Speaking one week after the Scottish Government unveiled its Future Skills Action Plan, Hepburn said: “Our vision is that Scotland’s highly skilled workforce ensures we become an ever-more ambitious, productive, competitive niche.”

He listed the issues, from an ageing workforce and “international uncertainty” due to a “likely reduction in labour from other parts of the EU”, to the impact of climate change.

“The Future Skills Action Plan creates the framework in which we seek to respond to these issues,” he said.

The first panel session of the day drew leaders from across technology, education, construction and finance sectors.

“The tech sector in Scotland is amazingly collaborative,” CodeClan chief executive Melinda Matthews-Clarkson said

“I absolutely love the fact that it’s a nation of people who want to learn and grow and do good things, and it’s not always about money, which is an interesting principle.”

Following on from this, fellow panel member, Powell, added: “When you have collaboration take place effectively, then leadership and strategic leadership becomes paramount.”

“I think we need to give people a reason to collaborate,” another panellist, Scottish Financial Enterprise Skills and Talent Steering Group member, Alison Houston, noted. “At the moment, there might not be a need to collaborate. In the future, it is going to be about complex problem solving, growth, innovation. You can’t do that on your own, you’re going to have to collaborate.”

In the next session, CBI Scotland director Tracy Black discussed the role of business in shaping Scotland’s future workforce.

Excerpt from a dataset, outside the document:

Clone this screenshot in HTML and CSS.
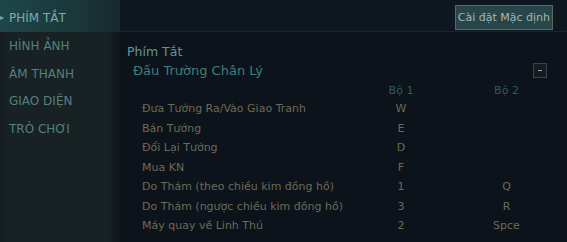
FILE: index.html
```html
<!DOCTYPE html>
<html lang="vi">
<head>
  <meta charset="UTF-8" />
  <title>Cài đặt</title>
  <link rel="stylesheet" href="styles.css">
</head>
<body>
  <div class="app">
    <nav class="sidebar">
      <div class="nav-item active"><span class="arrow">&#9656;</span>PHÍM TẮT</div>
      <div class="nav-item">HÌNH ẢNH</div>
      <div class="nav-item">ÂM THANH</div>
      <div class="nav-item">GIAO DIỆN</div>
      <div class="nav-item">TRÒ CHƠI</div>
    </nav>

    <main class="content">
      <div class="topbar">
        <button class="reset-btn">Cài đặt Mặc định</button>
      </div>

      <h2 class="section-title">Phím Tắt</h2>
      <div class="group-head">
        <span class="group-title">Đấu Trường Chân Lý</span>
        <span class="collapse-btn"></span>
      </div>

      <table class="keys">
        <thead>
          <tr>
            <th></th>
            <th>Bộ 1</th>
            <th>Bộ 2</th>
          </tr>
        </thead>
        <tbody>
          <tr><td>Đưa Tướng Ra/Vào Giao Tranh</td><td>W</td><td></td></tr>
          <tr><td>Bán Tướng</td><td>E</td><td></td></tr>
          <tr><td>Đổi Lại Tướng</td><td>D</td><td></td></tr>
          <tr><td>Mua KN</td><td>F</td><td></td></tr>
          <tr><td>Do Thám (theo chiều kim đồng hồ)</td><td>1</td><td>Q</td></tr>
          <tr><td>Do Thám (ngược chiều kim đồng hồ)</td><td>3</td><td>R</td></tr>
          <tr><td>Máy quay về Linh Thú</td><td>2</td><td>Spce</td></tr>
        </tbody>
      </table>
    </main>
  </div>
</body>
</html>
```

FILE: styles.css
```css
body {
  margin: 0;
  background-color: #0d141c;
  font-family: "DejaVu Sans", Verdana, sans-serif;
  overflow: hidden;
}

.app {
  display: flex;
  height: 242px;
}

.sidebar {
  width: 120px;
  flex-shrink: 0;
  background: linear-gradient(to right, #141c20 0%, #182225 6%, #182225 88%, #0f171b 100%);
}

.nav-item {
  height: 27.6px;
  line-height: 28px;
  padding-left: 9px;
  font-size: 12px;
  color: #55807f;
  position: relative;
}

.nav-item.active {
  background: linear-gradient(to right, #1f4649 0%, #1b383b 60%, #172a2e 100%);
  color: #78aeae;
  height: 32px;
  line-height: 36px;
}

.arrow {
  position: absolute;
  left: 0;
  font-size: 8px;
  color: #6fb0b0;
}

.content {
  flex: 1;
  display: flex;
  flex-direction: column;
  background-color: #0c131b;
}

.topbar {
  height: 32px;
  background-color: #0f1820;
  border-bottom: 1px solid #1a252c;
  display: flex;
  justify-content: flex-end;
  align-items: flex-start;
  padding-right: 14px;
  box-sizing: border-box;
}

.reset-btn {
  margin-top: 5px;
  height: 25px;
  padding: 0 2px;
  background-color: #274649;
  border: 1px solid #5b685d;
  color: #aab4ae;
  font-family: "DejaVu Sans", Verdana, sans-serif;
  font-size: 11px;
}

.section-title {
  margin: 12px 0 0 7px;
  font-size: 12.5px;
  font-weight: normal;
  color: #5e9896;
}

.group-head {
  display: flex;
  justify-content: space-between;
  align-items: center;
  margin: 3px 20px 0 13px;
  height: 17px;
}

.group-title {
  font-size: 13px;
  color: #3f7f7a;
}

.collapse-btn {
  width: 12px;
  height: 13px;
  border: 1px solid #3a4448;
  background-color: #141c22;
  position: relative;
}

.collapse-btn::after {
  content: "";
  position: absolute;
  left: 4px;
  top: 6px;
  width: 4px;
  height: 1px;
  background-color: #a0a8a8;
}

.keys {
  margin: 2px 0 0 15px;
  width: 424px;
  border-collapse: collapse;
  font-size: 11px;
}

.keys th {
  height: 18px;
  padding: 0;
  font-weight: normal;
  color: #2f5b5e;
  text-align: center;
}

.keys td {
  height: 19.5px;
  padding: 0;
  color: #6d6a57;
  text-align: center;
}

.keys td:first-child,
.keys th:first-child {
  text-align: left;
  padding-left: 7px;
  width: 206px;
}

.keys td:nth-child(2),
.keys th:nth-child(2) {
  width: 106px;
}
```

“We know Scotland faces a significant demographic challenge,” she said. “Workforce projections show that Scotland and the North East of England are the only parts of the UK expected to see a reduction in the total available workforce by 2025. We also know that technology is already impacting on the world of work.”

She said that while research showed technological skills would represent “almost a fifth of workers’ time in 2030”, at the same time: “1.1 million people in Scotland lack digital skills.

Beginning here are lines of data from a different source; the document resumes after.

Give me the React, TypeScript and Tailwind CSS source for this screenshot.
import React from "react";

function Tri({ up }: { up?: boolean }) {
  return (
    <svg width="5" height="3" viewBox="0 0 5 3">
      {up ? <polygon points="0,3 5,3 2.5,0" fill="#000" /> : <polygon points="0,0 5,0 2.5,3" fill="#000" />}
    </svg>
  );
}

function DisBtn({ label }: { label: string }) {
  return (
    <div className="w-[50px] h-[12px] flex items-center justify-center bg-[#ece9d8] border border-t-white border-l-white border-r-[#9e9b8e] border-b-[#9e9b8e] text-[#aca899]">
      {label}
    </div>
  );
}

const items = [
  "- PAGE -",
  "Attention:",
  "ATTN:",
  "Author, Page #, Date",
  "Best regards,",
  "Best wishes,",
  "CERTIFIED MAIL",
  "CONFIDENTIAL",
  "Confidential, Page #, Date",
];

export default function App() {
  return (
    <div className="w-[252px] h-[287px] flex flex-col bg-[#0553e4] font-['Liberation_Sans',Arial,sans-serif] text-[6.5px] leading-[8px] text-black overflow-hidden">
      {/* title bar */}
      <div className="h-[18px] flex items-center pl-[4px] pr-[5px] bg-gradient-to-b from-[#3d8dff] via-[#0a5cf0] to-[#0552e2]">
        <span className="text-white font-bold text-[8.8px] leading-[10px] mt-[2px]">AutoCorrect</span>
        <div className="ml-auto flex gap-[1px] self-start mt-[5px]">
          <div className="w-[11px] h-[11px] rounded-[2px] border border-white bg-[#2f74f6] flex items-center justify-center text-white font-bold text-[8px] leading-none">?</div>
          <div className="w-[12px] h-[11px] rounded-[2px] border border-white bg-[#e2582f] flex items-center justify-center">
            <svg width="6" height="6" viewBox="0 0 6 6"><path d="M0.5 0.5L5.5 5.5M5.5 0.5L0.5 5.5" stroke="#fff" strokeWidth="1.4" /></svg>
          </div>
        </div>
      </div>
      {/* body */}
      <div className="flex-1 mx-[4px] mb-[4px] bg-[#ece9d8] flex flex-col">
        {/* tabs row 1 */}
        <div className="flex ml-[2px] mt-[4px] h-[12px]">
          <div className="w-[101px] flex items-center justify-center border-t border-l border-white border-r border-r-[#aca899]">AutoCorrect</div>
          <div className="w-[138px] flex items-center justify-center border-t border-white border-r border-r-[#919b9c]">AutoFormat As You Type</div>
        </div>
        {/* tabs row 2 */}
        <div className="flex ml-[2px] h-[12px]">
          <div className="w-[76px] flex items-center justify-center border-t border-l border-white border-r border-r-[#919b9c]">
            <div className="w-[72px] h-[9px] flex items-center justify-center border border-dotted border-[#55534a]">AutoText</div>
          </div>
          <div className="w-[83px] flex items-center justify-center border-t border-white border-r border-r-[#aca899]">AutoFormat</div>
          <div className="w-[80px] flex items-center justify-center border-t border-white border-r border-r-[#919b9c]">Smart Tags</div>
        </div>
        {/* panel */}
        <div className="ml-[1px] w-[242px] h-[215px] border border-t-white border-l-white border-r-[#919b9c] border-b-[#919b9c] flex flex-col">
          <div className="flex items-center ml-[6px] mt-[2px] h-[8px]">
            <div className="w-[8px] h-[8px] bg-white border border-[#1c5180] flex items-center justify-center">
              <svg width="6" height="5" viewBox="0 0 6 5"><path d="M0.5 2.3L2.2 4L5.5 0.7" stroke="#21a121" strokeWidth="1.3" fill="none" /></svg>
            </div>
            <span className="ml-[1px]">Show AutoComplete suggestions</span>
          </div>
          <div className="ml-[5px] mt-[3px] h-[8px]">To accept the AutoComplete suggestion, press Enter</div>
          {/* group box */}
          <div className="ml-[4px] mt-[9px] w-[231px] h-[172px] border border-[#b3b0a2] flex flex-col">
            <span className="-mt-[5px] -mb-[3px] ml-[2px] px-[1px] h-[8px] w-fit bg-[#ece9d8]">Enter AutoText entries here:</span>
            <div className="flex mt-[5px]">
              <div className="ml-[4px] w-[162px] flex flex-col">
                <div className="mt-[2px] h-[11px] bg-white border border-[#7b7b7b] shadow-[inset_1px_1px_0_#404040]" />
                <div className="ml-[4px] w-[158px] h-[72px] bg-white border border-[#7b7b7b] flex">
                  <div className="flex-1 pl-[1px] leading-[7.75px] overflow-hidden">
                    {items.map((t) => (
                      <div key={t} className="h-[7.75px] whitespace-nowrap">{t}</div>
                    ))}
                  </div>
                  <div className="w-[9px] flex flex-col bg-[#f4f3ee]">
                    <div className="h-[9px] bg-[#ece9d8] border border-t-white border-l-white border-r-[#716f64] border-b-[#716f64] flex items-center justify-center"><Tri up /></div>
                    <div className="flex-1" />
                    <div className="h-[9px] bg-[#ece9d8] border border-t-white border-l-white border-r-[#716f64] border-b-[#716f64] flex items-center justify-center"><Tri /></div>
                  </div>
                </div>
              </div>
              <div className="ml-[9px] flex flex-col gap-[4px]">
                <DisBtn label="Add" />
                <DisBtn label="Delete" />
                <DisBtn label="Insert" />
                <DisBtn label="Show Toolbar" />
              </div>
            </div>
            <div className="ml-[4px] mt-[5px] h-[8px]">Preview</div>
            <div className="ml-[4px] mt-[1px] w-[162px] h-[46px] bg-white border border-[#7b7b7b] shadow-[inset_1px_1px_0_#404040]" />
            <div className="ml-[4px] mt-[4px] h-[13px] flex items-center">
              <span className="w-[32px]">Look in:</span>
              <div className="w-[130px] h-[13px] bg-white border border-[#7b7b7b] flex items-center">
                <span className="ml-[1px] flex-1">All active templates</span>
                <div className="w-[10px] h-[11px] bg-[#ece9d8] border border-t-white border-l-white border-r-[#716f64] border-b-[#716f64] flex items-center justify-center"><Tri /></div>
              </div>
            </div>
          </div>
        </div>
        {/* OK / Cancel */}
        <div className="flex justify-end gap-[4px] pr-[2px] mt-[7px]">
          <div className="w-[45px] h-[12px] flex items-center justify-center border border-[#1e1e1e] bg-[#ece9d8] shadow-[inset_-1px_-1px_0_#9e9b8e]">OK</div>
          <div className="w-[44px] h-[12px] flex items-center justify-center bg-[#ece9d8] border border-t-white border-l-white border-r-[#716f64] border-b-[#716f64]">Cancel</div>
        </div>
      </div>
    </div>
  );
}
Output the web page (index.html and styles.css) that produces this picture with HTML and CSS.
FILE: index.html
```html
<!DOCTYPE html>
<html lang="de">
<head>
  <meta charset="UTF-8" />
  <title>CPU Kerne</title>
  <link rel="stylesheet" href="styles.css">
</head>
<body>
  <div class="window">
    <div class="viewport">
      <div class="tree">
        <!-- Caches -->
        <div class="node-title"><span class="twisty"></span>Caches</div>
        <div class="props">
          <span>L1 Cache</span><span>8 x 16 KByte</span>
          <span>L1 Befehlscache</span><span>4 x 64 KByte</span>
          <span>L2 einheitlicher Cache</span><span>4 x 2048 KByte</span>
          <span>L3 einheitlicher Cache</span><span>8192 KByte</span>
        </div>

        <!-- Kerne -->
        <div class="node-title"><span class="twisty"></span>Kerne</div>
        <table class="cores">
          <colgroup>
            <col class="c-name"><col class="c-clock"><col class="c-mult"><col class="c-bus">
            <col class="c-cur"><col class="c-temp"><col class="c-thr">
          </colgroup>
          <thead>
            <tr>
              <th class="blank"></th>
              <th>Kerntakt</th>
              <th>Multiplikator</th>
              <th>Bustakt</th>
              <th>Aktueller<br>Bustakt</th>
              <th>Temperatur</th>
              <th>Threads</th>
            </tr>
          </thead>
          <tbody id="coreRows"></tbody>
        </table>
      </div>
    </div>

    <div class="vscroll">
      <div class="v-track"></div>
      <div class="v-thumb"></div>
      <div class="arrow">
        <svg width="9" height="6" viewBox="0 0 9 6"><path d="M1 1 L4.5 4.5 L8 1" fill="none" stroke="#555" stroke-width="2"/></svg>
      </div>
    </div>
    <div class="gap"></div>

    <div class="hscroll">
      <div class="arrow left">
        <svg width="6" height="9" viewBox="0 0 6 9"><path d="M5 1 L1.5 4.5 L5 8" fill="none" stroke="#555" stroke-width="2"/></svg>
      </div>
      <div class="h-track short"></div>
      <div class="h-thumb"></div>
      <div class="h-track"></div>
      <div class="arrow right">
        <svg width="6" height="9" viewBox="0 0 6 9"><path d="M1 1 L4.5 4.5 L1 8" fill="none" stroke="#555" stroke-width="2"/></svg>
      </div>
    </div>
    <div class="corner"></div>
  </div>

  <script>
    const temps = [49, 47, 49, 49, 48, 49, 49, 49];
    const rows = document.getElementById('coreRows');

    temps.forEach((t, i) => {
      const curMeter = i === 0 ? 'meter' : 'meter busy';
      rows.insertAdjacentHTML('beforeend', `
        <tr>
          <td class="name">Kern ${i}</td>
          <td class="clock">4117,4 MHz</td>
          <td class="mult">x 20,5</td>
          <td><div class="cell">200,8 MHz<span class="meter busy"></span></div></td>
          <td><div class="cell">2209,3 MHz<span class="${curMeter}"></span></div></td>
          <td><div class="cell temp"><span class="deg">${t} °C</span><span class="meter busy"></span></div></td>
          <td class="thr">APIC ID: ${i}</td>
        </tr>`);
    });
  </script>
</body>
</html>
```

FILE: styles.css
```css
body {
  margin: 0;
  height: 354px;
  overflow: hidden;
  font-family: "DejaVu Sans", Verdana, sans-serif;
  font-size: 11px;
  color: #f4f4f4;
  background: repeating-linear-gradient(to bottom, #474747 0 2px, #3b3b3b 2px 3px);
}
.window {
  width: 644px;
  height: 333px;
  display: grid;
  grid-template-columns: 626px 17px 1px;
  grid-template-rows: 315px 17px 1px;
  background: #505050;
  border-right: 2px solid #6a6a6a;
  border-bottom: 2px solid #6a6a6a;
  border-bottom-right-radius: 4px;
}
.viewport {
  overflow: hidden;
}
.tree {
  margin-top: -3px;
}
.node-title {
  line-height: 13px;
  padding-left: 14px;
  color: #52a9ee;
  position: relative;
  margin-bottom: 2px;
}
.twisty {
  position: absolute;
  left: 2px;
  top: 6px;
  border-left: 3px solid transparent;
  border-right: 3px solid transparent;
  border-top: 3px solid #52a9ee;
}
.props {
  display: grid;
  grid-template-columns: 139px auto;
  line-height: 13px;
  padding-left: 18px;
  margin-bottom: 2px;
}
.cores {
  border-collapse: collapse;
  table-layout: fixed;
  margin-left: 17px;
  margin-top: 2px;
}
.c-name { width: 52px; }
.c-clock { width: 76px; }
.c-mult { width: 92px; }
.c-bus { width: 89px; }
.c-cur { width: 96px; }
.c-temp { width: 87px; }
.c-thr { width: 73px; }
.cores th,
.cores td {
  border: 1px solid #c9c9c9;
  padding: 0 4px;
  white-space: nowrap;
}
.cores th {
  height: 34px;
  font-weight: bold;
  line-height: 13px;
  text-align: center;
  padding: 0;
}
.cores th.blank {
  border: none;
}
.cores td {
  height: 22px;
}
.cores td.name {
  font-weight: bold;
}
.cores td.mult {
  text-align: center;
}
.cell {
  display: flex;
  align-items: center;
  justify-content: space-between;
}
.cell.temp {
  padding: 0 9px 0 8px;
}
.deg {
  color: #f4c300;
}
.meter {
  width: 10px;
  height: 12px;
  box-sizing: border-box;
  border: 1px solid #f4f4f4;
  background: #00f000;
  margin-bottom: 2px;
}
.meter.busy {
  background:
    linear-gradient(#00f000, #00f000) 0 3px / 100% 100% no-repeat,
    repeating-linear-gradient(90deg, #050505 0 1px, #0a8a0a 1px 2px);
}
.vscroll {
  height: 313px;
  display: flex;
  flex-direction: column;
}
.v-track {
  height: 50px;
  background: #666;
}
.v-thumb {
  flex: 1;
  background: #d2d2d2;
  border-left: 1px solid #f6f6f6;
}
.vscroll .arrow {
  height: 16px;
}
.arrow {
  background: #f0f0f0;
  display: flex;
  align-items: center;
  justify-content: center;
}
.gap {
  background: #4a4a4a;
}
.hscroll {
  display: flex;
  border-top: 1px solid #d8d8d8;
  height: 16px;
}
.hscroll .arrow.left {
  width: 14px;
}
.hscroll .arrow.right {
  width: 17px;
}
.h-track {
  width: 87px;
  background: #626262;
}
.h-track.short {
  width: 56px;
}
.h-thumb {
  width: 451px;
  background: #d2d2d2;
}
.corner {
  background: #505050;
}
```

“Finally, if that wasn’t enough, there will be an undoubted squeeze on access to overseas skills and labour after Brexit, which will only exacerbate the competition for talent,” she said. “That’s why it’s so important to get everything we can, from the talent pool already available to us. It’s a cliché but it really does need a collaborative effort, with employers, workers and government all playing their part.”

IPPR Scotland director Russell Gunson put things into perspective, saying automation will mean “jobs will vanish, but a significant number of jobs will change significantly”.

“And that will place the skills system at the heart of how we shape automation, who wins, and who loses. If you do nothing, we can probably know what will happen,” he continued. “Wealth inequality, gender inequality, income inequality will widen, job polarisation could get worse. But with these big disruptions come big opportunities. Technology is not destined; the effect of this change can be shaped by public policy.”

He recommended that economic policy be focused on “those parts of the economy where low pay exists, where inequality exists”, such as retail and hospitality.

One of the final speakers of the day was Enterprise and Skills Strategic Board chair, Nora Senior, who said Scotland must “ensure that we have a skills system that’s joined up with our foreign direct investment strategy”.

“If we want to maximise our status as a trading nation then there are some obvious skills that we might need to focus on – languages, conversational and technical, legal skills and awareness of international law, arbitration, regulation, logistics, economics,” she said.

However, Senior said “less obvious skills” were actually “more important”, such as innovation, sales skills, the quality of management and leadership.

“Learning shouldn’t stop when you get to work, it should continue at all stages of your career,” she said

 

Senior said Scotland needed to “look at what skills are needed to survive a post-Brexit changing economic environment”.